## Instruction
Output the data that follows exactly, line for line.

## Data section
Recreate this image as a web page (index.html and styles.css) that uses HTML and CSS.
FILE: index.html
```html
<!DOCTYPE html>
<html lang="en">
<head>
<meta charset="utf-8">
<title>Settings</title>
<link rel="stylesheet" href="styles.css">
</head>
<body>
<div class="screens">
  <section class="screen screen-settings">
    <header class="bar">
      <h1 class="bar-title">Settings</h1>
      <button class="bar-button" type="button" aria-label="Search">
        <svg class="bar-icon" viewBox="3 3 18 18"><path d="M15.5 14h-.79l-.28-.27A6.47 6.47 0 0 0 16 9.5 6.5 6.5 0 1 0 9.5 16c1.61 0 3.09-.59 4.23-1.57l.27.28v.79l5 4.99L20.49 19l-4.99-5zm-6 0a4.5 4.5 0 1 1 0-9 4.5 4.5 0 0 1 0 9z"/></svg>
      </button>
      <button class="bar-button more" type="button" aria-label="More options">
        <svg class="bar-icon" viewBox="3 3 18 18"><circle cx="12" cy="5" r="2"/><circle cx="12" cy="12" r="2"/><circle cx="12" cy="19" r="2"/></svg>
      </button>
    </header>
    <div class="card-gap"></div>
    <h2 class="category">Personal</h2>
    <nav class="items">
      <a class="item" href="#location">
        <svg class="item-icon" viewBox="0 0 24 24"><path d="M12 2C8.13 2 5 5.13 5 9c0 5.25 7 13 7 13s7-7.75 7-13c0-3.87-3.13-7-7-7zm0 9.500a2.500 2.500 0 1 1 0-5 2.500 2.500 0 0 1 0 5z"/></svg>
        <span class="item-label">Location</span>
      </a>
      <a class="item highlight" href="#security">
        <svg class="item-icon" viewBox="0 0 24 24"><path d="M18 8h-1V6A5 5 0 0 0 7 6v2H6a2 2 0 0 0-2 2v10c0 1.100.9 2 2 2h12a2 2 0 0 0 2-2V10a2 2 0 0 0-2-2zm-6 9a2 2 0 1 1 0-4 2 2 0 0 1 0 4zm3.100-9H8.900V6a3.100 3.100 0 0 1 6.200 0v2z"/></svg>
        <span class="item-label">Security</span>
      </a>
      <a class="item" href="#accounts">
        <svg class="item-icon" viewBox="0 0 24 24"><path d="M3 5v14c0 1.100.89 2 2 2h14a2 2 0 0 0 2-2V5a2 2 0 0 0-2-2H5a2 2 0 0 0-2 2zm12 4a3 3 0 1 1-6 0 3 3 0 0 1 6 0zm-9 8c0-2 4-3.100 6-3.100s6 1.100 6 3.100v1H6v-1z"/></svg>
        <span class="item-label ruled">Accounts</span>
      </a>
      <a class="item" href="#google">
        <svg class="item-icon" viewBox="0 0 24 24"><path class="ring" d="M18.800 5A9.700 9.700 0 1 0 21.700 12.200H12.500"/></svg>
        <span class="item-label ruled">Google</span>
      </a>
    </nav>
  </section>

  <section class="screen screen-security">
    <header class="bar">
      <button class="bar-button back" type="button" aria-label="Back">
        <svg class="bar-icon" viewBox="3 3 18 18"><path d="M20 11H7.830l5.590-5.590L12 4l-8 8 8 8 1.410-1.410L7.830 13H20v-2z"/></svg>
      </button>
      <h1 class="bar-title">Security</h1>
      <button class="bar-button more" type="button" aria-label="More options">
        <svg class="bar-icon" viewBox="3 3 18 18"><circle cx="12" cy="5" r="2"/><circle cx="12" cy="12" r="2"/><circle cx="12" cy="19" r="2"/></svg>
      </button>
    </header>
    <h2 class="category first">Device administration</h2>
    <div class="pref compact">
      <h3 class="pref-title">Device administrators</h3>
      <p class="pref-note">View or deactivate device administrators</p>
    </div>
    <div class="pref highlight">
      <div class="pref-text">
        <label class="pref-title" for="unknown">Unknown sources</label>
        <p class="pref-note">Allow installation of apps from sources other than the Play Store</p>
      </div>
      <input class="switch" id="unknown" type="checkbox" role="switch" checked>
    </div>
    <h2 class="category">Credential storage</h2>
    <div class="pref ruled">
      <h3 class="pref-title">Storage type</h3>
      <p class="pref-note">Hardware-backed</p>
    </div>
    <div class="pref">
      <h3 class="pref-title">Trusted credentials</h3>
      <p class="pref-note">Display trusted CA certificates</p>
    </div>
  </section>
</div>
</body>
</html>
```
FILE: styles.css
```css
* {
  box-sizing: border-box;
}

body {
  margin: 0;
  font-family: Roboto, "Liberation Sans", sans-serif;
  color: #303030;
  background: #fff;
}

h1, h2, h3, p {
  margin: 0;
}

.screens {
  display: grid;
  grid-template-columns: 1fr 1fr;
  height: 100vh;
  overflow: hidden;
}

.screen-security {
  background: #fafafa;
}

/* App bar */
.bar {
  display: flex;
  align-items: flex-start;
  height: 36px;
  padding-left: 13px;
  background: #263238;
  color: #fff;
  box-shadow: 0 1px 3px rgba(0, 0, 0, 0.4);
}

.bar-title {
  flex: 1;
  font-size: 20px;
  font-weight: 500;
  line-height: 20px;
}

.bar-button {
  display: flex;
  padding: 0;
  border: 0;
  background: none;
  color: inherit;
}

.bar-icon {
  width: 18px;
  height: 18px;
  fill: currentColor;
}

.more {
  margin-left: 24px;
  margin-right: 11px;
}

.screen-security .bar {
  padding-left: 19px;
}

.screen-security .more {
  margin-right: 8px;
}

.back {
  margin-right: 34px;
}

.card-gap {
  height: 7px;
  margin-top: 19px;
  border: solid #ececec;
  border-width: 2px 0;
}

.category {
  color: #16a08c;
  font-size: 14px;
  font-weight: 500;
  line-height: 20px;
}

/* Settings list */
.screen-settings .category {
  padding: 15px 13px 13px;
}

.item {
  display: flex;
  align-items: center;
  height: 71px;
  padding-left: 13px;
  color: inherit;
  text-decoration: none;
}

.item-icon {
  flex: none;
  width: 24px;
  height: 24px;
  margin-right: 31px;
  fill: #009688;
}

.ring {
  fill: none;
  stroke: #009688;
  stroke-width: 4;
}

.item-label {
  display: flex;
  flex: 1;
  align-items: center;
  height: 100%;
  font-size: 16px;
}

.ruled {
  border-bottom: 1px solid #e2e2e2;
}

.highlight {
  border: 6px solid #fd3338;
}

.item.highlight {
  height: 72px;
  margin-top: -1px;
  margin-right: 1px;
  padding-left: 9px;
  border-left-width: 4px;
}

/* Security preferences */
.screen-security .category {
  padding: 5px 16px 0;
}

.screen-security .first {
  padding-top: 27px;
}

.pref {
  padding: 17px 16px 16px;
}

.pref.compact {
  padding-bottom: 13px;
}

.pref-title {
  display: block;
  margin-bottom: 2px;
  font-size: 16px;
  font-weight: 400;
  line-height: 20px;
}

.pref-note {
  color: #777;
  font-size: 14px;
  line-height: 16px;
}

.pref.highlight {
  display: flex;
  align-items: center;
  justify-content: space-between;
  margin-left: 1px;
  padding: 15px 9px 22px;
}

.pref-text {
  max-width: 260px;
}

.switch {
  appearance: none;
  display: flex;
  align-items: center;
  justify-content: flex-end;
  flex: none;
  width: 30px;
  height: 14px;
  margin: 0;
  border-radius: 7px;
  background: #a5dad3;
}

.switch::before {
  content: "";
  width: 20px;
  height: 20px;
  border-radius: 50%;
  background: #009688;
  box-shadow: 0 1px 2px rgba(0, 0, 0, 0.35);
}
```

## Result of the exercise
Recreate this image as a web page (index.html and styles.css) that uses HTML and CSS.
FILE: index.html
```html
<!DOCTYPE html>
<html lang="en">
<head>
<meta charset="utf-8">
<title>Settings</title>
<link rel="stylesheet" href="styles.css">
</head>
<body>
<div class="screens">
  <section class="screen screen-settings">
    <header class="bar">
      <h1 class="bar-title">Settings</h1>
      <button class="bar-button" type="button" aria-label="Search">
        <svg class="bar-icon" viewBox="3 3 18 18"><path d="M15.5 14h-.79l-.28-.27A6.47 6.47 0 0 0 16 9.5 6.5 6.5 0 1 0 9.5 16c1.61 0 3.09-.59 4.23-1.57l.27.28v.79l5 4.99L20.49 19l-4.99-5zm-6 0a4.5 4.5 0 1 1 0-9 4.5 4.5 0 0 1 0 9z"/></svg>
      </button>
      <button class="bar-button more" type="button" aria-label="More options">
        <svg class="bar-icon" viewBox="3 3 18 18"><circle cx="12" cy="5" r="2"/><circle cx="12" cy="12" r="2"/><circle cx="12" cy="19" r="2"/></svg>
      </button>
    </header>
    <div class="card-gap"></div>
    <h2 class="category">Personal</h2>
    <nav class="items">
      <a class="item" href="#location">
        <svg class="item-icon" viewBox="0 0 24 24"><path d="M12 2C8.13 2 5 5.13 5 9c0 5.25 7 13 7 13s7-7.75 7-13c0-3.87-3.13-7-7-7zm0 9.500a2.500 2.500 0 1 1 0-5 2.500 2.500 0 0 1 0 5z"/></svg>
        <span class="item-label">Location</span>
      </a>
      <a class="item highlight" href="#security">
        <svg class="item-icon" viewBox="0 0 24 24"><path d="M18 8h-1V6A5 5 0 0 0 7 6v2H6a2 2 0 0 0-2 2v10c0 1.100.9 2 2 2h12a2 2 0 0 0 2-2V10a2 2 0 0 0-2-2zm-6 9a2 2 0 1 1 0-4 2 2 0 0 1 0 4zm3.100-9H8.900V6a3.100 3.100 0 0 1 6.200 0v2z"/></svg>
        <span class="item-label">Security</span>
      </a>
      <a class="item" href="#accounts">
        <svg class="item-icon" viewBox="0 0 24 24"><path d="M3 5v14c0 1.100.89 2 2 2h14a2 2 0 0 0 2-2V5a2 2 0 0 0-2-2H5a2 2 0 0 0-2 2zm12 4a3 3 0 1 1-6 0 3 3 0 0 1 6 0zm-9 8c0-2 4-3.100 6-3.100s6 1.100 6 3.100v1H6v-1z"/></svg>
        <span class="item-label ruled">Accounts</span>
      </a>
      <a class="item" href="#google">
        <svg class="item-icon" viewBox="0 0 24 24"><path class="ring" d="M18.800 5A9.700 9.700 0 1 0 21.700 12.200H12.500"/></svg>
        <span class="item-label ruled">Google</span>
      </a>
    </nav>
  </section>

  <section class="screen screen-security">
    <header class="bar">
      <button class="bar-button back" type="button" aria-label="Back">
        <svg class="bar-icon" viewBox="3 3 18 18"><path d="M20 11H7.830l5.590-5.590L12 4l-8 8 8 8 1.410-1.410L7.830 13H20v-2z"/></svg>
      </button>
      <h1 class="bar-title">Security</h1>
      <button class="bar-button more" type="button" aria-label="More options">
        <svg class="bar-icon" viewBox="3 3 18 18"><circle cx="12" cy="5" r="2"/><circle cx="12" cy="12" r="2"/><circle cx="12" cy="19" r="2"/></svg>
      </button>
    </header>
    <h2 class="category first">Device administration</h2>
    <div class="pref compact">
      <h3 class="pref-title">Device administrators</h3>
      <p class="pref-note">View or deactivate device administrators</p>
    </div>
    <div class="pref highlight">
      <div class="pref-text">
        <label class="pref-title" for="unknown">Unknown sources</label>
        <p class="pref-note">Allow installation of apps from sources other than the Play Store</p>
      </div>
      <input class="switch" id="unknown" type="checkbox" role="switch" checked>
    </div>
    <h2 class="category">Credential storage</h2>
    <div class="pref ruled">
      <h3 class="pref-title">Storage type</h3>
      <p class="pref-note">Hardware-backed</p>
    </div>
    <div class="pref">
      <h3 class="pref-title">Trusted credentials</h3>
      <p class="pref-note">Display trusted CA certificates</p>
    </div>
  </section>
</div>
</body>
</html>
```
FILE: styles.css
```css
* {
  box-sizing: border-box;
}

body {
  margin: 0;
  font-family: Roboto, "Liberation Sans", sans-serif;
  color: #303030;
  background: #fff;
}

h1, h2, h3, p {
  margin: 0;
}

.screens {
  display: grid;
  grid-template-columns: 1fr 1fr;
  height: 100vh;
  overflow: hidden;
}

.screen-security {
  background: #fafafa;
}

/* App bar */
.bar {
  display: flex;
  align-items: flex-start;
  height: 36px;
  padding-left: 13px;
  background: #263238;
  color: #fff;
  box-shadow: 0 1px 3px rgba(0, 0, 0, 0.4);
}

.bar-title {
  flex: 1;
  font-size: 20px;
  font-weight: 500;
  line-height: 20px;
}

.bar-button {
  display: flex;
  padding: 0;
  border: 0;
  background: none;
  color: inherit;
}

.bar-icon {
  width: 18px;
  height: 18px;
  fill: currentColor;
}

.more {
  margin-left: 24px;
  margin-right: 11px;
}

.screen-security .bar {
  padding-left: 19px;
}

.screen-security .more {
  margin-right: 8px;
}

.back {
  margin-right: 34px;
}

.card-gap {
  height: 7px;
  margin-top: 19px;
  border: solid #ececec;
  border-width: 2px 0;
}

.category {
  color: #16a08c;
  font-size: 14px;
  font-weight: 500;
  line-height: 20px;
}

/* Settings list */
.screen-settings .category {
  padding: 15px 13px 13px;
}

.item {
  display: flex;
  align-items: center;
  height: 71px;
  padding-left: 13px;
  color: inherit;
  text-decoration: none;
}

.item-icon {
  flex: none;
  width: 24px;
  height: 24px;
  margin-right: 31px;
  fill: #009688;
}

.ring {
  fill: none;
  stroke: #009688;
  stroke-width: 4;
}

.item-label {
  display: flex;
  flex: 1;
  align-items: center;
  height: 100%;
  font-size: 16px;
}

.ruled {
  border-bottom: 1px solid #e2e2e2;
}

.highlight {
  border: 6px solid #fd3338;
}

.item.highlight {
  height: 72px;
  margin-top: -1px;
  margin-right: 1px;
  padding-left: 9px;
  border-left-width: 4px;
}

/* Security preferences */
.screen-security .category {
  padding: 5px 16px 0;
}

.screen-security .first {
  padding-top: 27px;
}

.pref {
  padding: 17px 16px 16px;
}

.pref.compact {
  padding-bottom: 13px;
}

.pref-title {
  display: block;
  margin-bottom: 2px;
  font-size: 16px;
  font-weight: 400;
  line-height: 20px;
}

.pref-note {
  color: #777;
  font-size: 14px;
  line-height: 16px;
}

.pref.highlight {
  display: flex;
  align-items: center;
  justify-content: space-between;
  margin-left: 1px;
  padding: 15px 9px 22px;
}

.pref-text {
  max-width: 260px;
}

.switch {
  appearance: none;
  display: flex;
  align-items: center;
  justify-content: flex-end;
  flex: none;
  width: 30px;
  height: 14px;
  margin: 0;
  border-radius: 7px;
  background: #a5dad3;
}

.switch::before {
  content: "";
  width: 20px;
  height: 20px;
  border-radius: 50%;
  background: #009688;
  box-shadow: 0 1px 2px rgba(0, 0, 0, 0.35);
}
```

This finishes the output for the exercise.